[start of RECORDS TO USE]

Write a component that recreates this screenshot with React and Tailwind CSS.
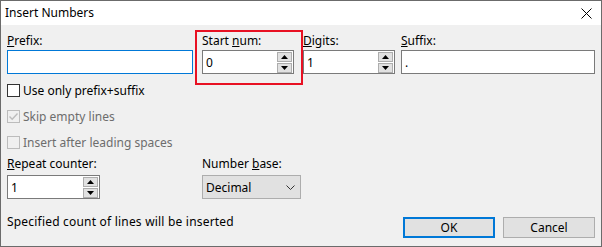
import React from "react";

const font = { fontFamily: '"Noto Sans", "Segoe UI", sans-serif' };

function Spinner() {
  return (
    <div className="flex flex-col gap-px">
      <div className="flex h-[10px] w-[15px] items-center justify-center border border-[#adadad] bg-[#e1e1e1]">
        <svg width="7" height="4" viewBox="0 0 7 4">
          <polygon points="3.5,0 7,4 0,4" fill="#000" />
        </svg>
      </div>
      <div className="flex h-[10px] w-[15px] items-center justify-center border border-[#adadad] bg-[#e1e1e1]">
        <svg width="7" height="4" viewBox="0 0 7 4">
          <polygon points="0,0 7,0 3.5,4" fill="#000" />
        </svg>
      </div>
    </div>
  );
}

function NumBox({ value, w }) {
  return (
    <div
      className={`flex h-[24px] items-center justify-between border border-[#7a7a7a] bg-white pl-[3px] pr-[1px] ${w}`}
    >
      <span>{value}</span>
      <Spinner />
    </div>
  );
}

function Check({ checked, disabled, label }) {
  return (
    <div className="flex h-[13px] items-center">
      <div
        className={`flex h-[13px] w-[13px] items-center justify-center border ${
          disabled ? "border-[#bcbcbc] bg-[#f0f0f0]" : "border-[#333333] bg-white"
        }`}
      >
        {checked && (
          <svg width="11" height="11" viewBox="0 0 11 11">
            <path d="M1.5 5.5 L4.2 8.2 L9.5 2.5" stroke="#bcbcbc" strokeWidth="1.4" fill="none" />
          </svg>
        )}
      </div>
      <span className={`ml-[3px] ${disabled ? "text-[#6d6d6d]" : "text-black"}`}>{label}</span>
    </div>
  );
}

export default function App() {
  return (
    <div
      className="relative flex h-[247px] w-[602px] flex-col border border-[#6b6b6b] bg-[#f0f0f0] text-[12px] leading-[15px] text-black"
      style={font}
    >
      {/* title bar */}
      <div className="flex h-[24px] shrink-0 items-center justify-between bg-white pl-[4px] pr-[9px]">
        <span className="mt-[-1px]">Insert Numbers</span>
        <svg width="11" height="11" viewBox="0 0 11 11">
          <path d="M0.5 0.5 L10.5 10.5 M10.5 0.5 L0.5 10.5" stroke="#000" strokeWidth="1" />
        </svg>
      </div>

      <div className="flex flex-col px-[6px]">
        {/* top row */}
        <div className="mt-[8px] flex">
          <div className="flex w-[186px] flex-col">
            <span>
              <u>P</u>refix:
            </span>
            <div className="mt-[2px] h-[24px] border border-[#0078d7] bg-white" />
          </div>
          <div className="ml-[9px] flex w-[92px] flex-col">
            <span>
              Start <u>n</u>um:
            </span>
            <div className="mt-[2px]">
              <NumBox value="0" w="w-[92px]" />
            </div>
          </div>
          <div className="ml-[9px] flex w-[92px] flex-col">
            <span>
              <u>D</u>igits:
            </span>
            <div className="mt-[2px]">
              <NumBox value="1" w="w-[92px]" />
            </div>
          </div>
          <div className="ml-[6px] flex w-[194px] flex-col">
            <span>
              <u>S</u>uffix:
            </span>
            <div className="mt-[2px] flex h-[24px] items-center border border-[#7a7a7a] bg-white pl-[3px]">
              .
            </div>
          </div>
        </div>

        {/* checkboxes */}
        <div className="mt-[10px] flex flex-col gap-[13px]">
          <Check label="Use only prefix+suffix" />
          <Check label="Skip empty lines" checked disabled />
          <Check label="Insert after leading spaces" disabled />
        </div>

        {/* repeat / base row */}
        <div className="mt-[7px] flex">
          <div className="flex w-[93px] flex-col">
            <span>
              <u>R</u>epeat counter:
            </span>
            <div className="mt-[4px]">
              <NumBox value="1" w="w-[93px]" />
            </div>
          </div>
          <div className="ml-[102px] flex w-[99px] flex-col">
            <span>
              Number <u>b</u>ase:
            </span>
            <div className="mt-[4px] flex h-[24px] items-center justify-between border border-[#adadad] bg-[#e1e1e1] pl-[3px] pr-[5px]">
              <span>Decimal</span>
              <svg width="9" height="5" viewBox="0 0 9 5">
                <path d="M0.5 0.5 L4.5 4.5 L8.5 0.5" stroke="#333" strokeWidth="1" fill="none" />
              </svg>
            </div>
          </div>
        </div>

        {/* bottom row */}
        <div className="mt-[15px] flex items-start justify-between">
          <span className="tracking-[0.2px]">Specified count of lines will be inserted</span>
          <div className="mt-[3px] flex gap-[8px]">
            <div className="flex h-[21px] w-[92px] items-center justify-center border-2 border-[#0078d7] bg-[#e1e1e1]">
              OK
            </div>
            <div className="flex h-[21px] w-[92px] items-center justify-center border border-[#adadad] bg-[#e1e1e1]">
              Cancel
            </div>
          </div>
        </div>
      </div>

      {/* red annotation box */}
      <div className="absolute left-[194px] top-[29px] h-[55px] w-[108px] border-2 border-[#e81123]" />
    </div>
  );
}
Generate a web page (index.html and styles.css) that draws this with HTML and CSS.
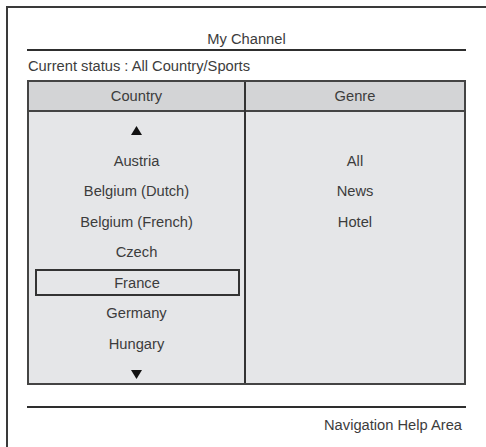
FILE: index.html
```html
<!DOCTYPE html>
<html lang="en">
<head>
    <meta charset="UTF-8">
    <title>My Channel</title>
    <link rel="stylesheet" href="styles.css">
</head>
<body>
    <div class="frame">
        <div class="title">My Channel</div>
        <div class="status">Current status : All Country/Sports</div>

        <div class="table">
            <div class="col country">
                <div class="head">Country</div>
                <div class="list">
                    <div class="row"><svg class="arrow" width="11" height="9" viewBox="0 0 11 9"><polygon points="5.5,0 11,9 0,9"/></svg></div>
                    <div class="row">Austria</div>
                    <div class="row">Belgium (Dutch)</div>
                    <div class="row">Belgium (French)</div>
                    <div class="row">Czech</div>
                    <div class="row"><span class="selected">France</span></div>
                    <div class="row">Germany</div>
                    <div class="row">Hungary</div>
                    <div class="row"><svg class="arrow" width="11" height="9" viewBox="0 0 11 9"><polygon points="0,0 11,0 5.5,9"/></svg></div>
                </div>
            </div>
            <div class="col genre">
                <div class="head">Genre</div>
                <div class="list">
                    <div class="row"></div>
                    <div class="row">All</div>
                    <div class="row">News</div>
                    <div class="row">Hotel</div>
                </div>
            </div>
        </div>

        <div class="help">Navigation Help Area</div>
    </div>
</body>
</html>
```

FILE: styles.css
```css
body {
    margin: 0;
    font-family: "Liberation Sans", Arial, sans-serif;
    font-size: 14.7px;
    color: #3c3c3c;
    background-color: white;
}
.frame {
    margin: 6px 0 0 6px;
    height: 441px;
    box-sizing: border-box;
    border-top: 2px solid #3a3a3a;
    border-left: 2px solid #3a3a3a;
    padding: 0 20px 0 19px;
}
.title {
    padding-top: 21px;
    line-height: 20px;
    text-align: center;
    border-bottom: 2px solid #2e2e2e;
}
.status {
    margin-top: 5px;
    line-height: 20px;
    padding-left: 1px;
}
.table {
    margin-top: 4px;
    display: grid;
    grid-template-columns: 217px 1fr;
    border: 2px solid #444;
    background-color: #e5e6e8;
}
.country {
    border-right: 2px solid #333;
}
.head {
    height: 28px;
    line-height: 28px;
    text-align: center;
    background-color: #d3d4d6;
    border-bottom: 2px solid #444;
}
.list {
    padding-top: 3px;
    height: 268px;
}
.row {
    height: 30.5px;
    display: flex;
    align-items: center;
    justify-content: center;
}
.arrow {
    fill: #111;
}
.selected {
    box-sizing: border-box;
    width: 205px;
    height: 27px;
    margin-left: 1px;
    display: flex;
    align-items: center;
    justify-content: center;
    border: 2px solid #333;
}
.help {
    margin-top: 21px;
    border-top: 2px solid #2e2e2e;
    padding-top: 7px;
    line-height: 20px;
    text-align: right;
    padding-right: 4px;
}
```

[end of RECORDS TO USE]

Copy every record above exactly as written, but leave out the pictures.

Write a component that recreates this screenshot with React and Tailwind CSS.
import React from "react";

const font = { fontFamily: '"Noto Sans", "Segoe UI", sans-serif' };

function Spinner() {
  return (
    <div className="flex flex-col gap-px">
      <div className="flex h-[10px] w-[15px] items-center justify-center border border-[#adadad] bg-[#e1e1e1]">
        <svg width="7" height="4" viewBox="0 0 7 4">
          <polygon points="3.5,0 7,4 0,4" fill="#000" />
        </svg>
      </div>
      <div className="flex h-[10px] w-[15px] items-center justify-center border border-[#adadad] bg-[#e1e1e1]">
        <svg width="7" height="4" viewBox="0 0 7 4">
          <polygon points="0,0 7,0 3.5,4" fill="#000" />
        </svg>
      </div>
    </div>
  );
}

function NumBox({ value, w }) {
  return (
    <div
      className={`flex h-[24px] items-center justify-between border border-[#7a7a7a] bg-white pl-[3px] pr-[1px] ${w}`}
    >
      <span>{value}</span>
      <Spinner />
    </div>
  );
}

function Check({ checked, disabled, label }) {
  return (
    <div className="flex h-[13px] items-center">
      <div
        className={`flex h-[13px] w-[13px] items-center justify-center border ${
          disabled ? "border-[#bcbcbc] bg-[#f0f0f0]" : "border-[#333333] bg-white"
        }`}
      >
        {checked && (
          <svg width="11" height="11" viewBox="0 0 11 11">
            <path d="M1.5 5.5 L4.2 8.2 L9.5 2.5" stroke="#bcbcbc" strokeWidth="1.4" fill="none" />
          </svg>
        )}
      </div>
      <span className={`ml-[3px] ${disabled ? "text-[#6d6d6d]" : "text-black"}`}>{label}</span>
    </div>
  );
}

export default function App() {
  return (
    <div
      className="relative flex h-[247px] w-[602px] flex-col border border-[#6b6b6b] bg-[#f0f0f0] text-[12px] leading-[15px] text-black"
      style={font}
    >
      {/* title bar */}
      <div className="flex h-[24px] shrink-0 items-center justify-between bg-white pl-[4px] pr-[9px]">
        <span className="mt-[-1px]">Insert Numbers</span>
        <svg width="11" height="11" viewBox="0 0 11 11">
          <path d="M0.5 0.5 L10.5 10.5 M10.5 0.5 L0.5 10.5" stroke="#000" strokeWidth="1" />
        </svg>
      </div>

      <div className="flex flex-col px-[6px]">
        {/* top row */}
        <div className="mt-[8px] flex">
          <div className="flex w-[186px] flex-col">
            <span>
              <u>P</u>refix:
            </span>
            <div className="mt-[2px] h-[24px] border border-[#0078d7] bg-white" />
          </div>
          <div className="ml-[9px] flex w-[92px] flex-col">
            <span>
              Start <u>n</u>um:
            </span>
            <div className="mt-[2px]">
              <NumBox value="0" w="w-[92px]" />
            </div>
          </div>
          <div className="ml-[9px] flex w-[92px] flex-col">
            <span>
              <u>D</u>igits:
            </span>
            <div className="mt-[2px]">
              <NumBox value="1" w="w-[92px]" />
            </div>
          </div>
          <div className="ml-[6px] flex w-[194px] flex-col">
            <span>
              <u>S</u>uffix:
            </span>
            <div className="mt-[2px] flex h-[24px] items-center border border-[#7a7a7a] bg-white pl-[3px]">
              .
            </div>
          </div>
        </div>

        {/* checkboxes */}
        <div className="mt-[10px] flex flex-col gap-[13px]">
          <Check label="Use only prefix+suffix" />
          <Check label="Skip empty lines" checked disabled />
          <Check label="Insert after leading spaces" disabled />
        </div>

        {/* repeat / base row */}
        <div className="mt-[7px] flex">
          <div className="flex w-[93px] flex-col">
            <span>
              <u>R</u>epeat counter:
            </span>
            <div className="mt-[4px]">
              <NumBox value="1" w="w-[93px]" />
            </div>
          </div>
          <div className="ml-[102px] flex w-[99px] flex-col">
            <span>
              Number <u>b</u>ase:
            </span>
            <div className="mt-[4px] flex h-[24px] items-center justify-between border border-[#adadad] bg-[#e1e1e1] pl-[3px] pr-[5px]">
              <span>Decimal</span>
              <svg width="9" height="5" viewBox="0 0 9 5">
                <path d="M0.5 0.5 L4.5 4.5 L8.5 0.5" stroke="#333" strokeWidth="1" fill="none" />
              </svg>
            </div>
          </div>
        </div>

        {/* bottom row */}
        <div className="mt-[15px] flex items-start justify-between">
          <span className="tracking-[0.2px]">Specified count of lines will be inserted</span>
          <div className="mt-[3px] flex gap-[8px]">
            <div className="flex h-[21px] w-[92px] items-center justify-center border-2 border-[#0078d7] bg-[#e1e1e1]">
              OK
            </div>
            <div className="flex h-[21px] w-[92px] items-center justify-center border border-[#adadad] bg-[#e1e1e1]">
              Cancel
            </div>
          </div>
        </div>
      </div>

      {/* red annotation box */}
      <div className="absolute left-[194px] top-[29px] h-[55px] w-[108px] border-2 border-[#e81123]" />
    </div>
  );
}
Generate a web page (index.html and styles.css) that draws this with HTML and CSS.
FILE: index.html
```html
<!DOCTYPE html>
<html lang="en">
<head>
    <meta charset="UTF-8">
    <title>My Channel</title>
    <link rel="stylesheet" href="styles.css">
</head>
<body>
    <div class="frame">
        <div class="title">My Channel</div>
        <div class="status">Current status : All Country/Sports</div>

        <div class="table">
            <div class="col country">
                <div class="head">Country</div>
                <div class="list">
                    <div class="row"><svg class="arrow" width="11" height="9" viewBox="0 0 11 9"><polygon points="5.5,0 11,9 0,9"/></svg></div>
                    <div class="row">Austria</div>
                    <div class="row">Belgium (Dutch)</div>
                    <div class="row">Belgium (French)</div>
                    <div class="row">Czech</div>
                    <div class="row"><span class="selected">France</span></div>
                    <div class="row">Germany</div>
                    <div class="row">Hungary</div>
                    <div class="row"><svg class="arrow" width="11" height="9" viewBox="0 0 11 9"><polygon points="0,0 11,0 5.5,9"/></svg></div>
                </div>
            </div>
            <div class="col genre">
                <div class="head">Genre</div>
                <div class="list">
                    <div class="row"></div>
                    <div class="row">All</div>
                    <div class="row">News</div>
                    <div class="row">Hotel</div>
                </div>
            </div>
        </div>

        <div class="help">Navigation Help Area</div>
    </div>
</body>
</html>
```

FILE: styles.css
```css
body {
    margin: 0;
    font-family: "Liberation Sans", Arial, sans-serif;
    font-size: 14.7px;
    color: #3c3c3c;
    background-color: white;
}
.frame {
    margin: 6px 0 0 6px;
    height: 441px;
    box-sizing: border-box;
    border-top: 2px solid #3a3a3a;
    border-left: 2px solid #3a3a3a;
    padding: 0 20px 0 19px;
}
.title {
    padding-top: 21px;
    line-height: 20px;
    text-align: center;
    border-bottom: 2px solid #2e2e2e;
}
.status {
    margin-top: 5px;
    line-height: 20px;
    padding-left: 1px;
}
.table {
    margin-top: 4px;
    display: grid;
    grid-template-columns: 217px 1fr;
    border: 2px solid #444;
    background-color: #e5e6e8;
}
.country {
    border-right: 2px solid #333;
}
.head {
    height: 28px;
    line-height: 28px;
    text-align: center;
    background-color: #d3d4d6;
    border-bottom: 2px solid #444;
}
.list {
    padding-top: 3px;
    height: 268px;
}
.row {
    height: 30.5px;
    display: flex;
    align-items: center;
    justify-content: center;
}
.arrow {
    fill: #111;
}
.selected {
    box-sizing: border-box;
    width: 205px;
    height: 27px;
    margin-left: 1px;
    display: flex;
    align-items: center;
    justify-content: center;
    border: 2px solid #333;
}
.help {
    margin-top: 21px;
    border-top: 2px solid #2e2e2e;
    padding-top: 7px;
    line-height: 20px;
    text-align: right;
    padding-right: 4px;
}
```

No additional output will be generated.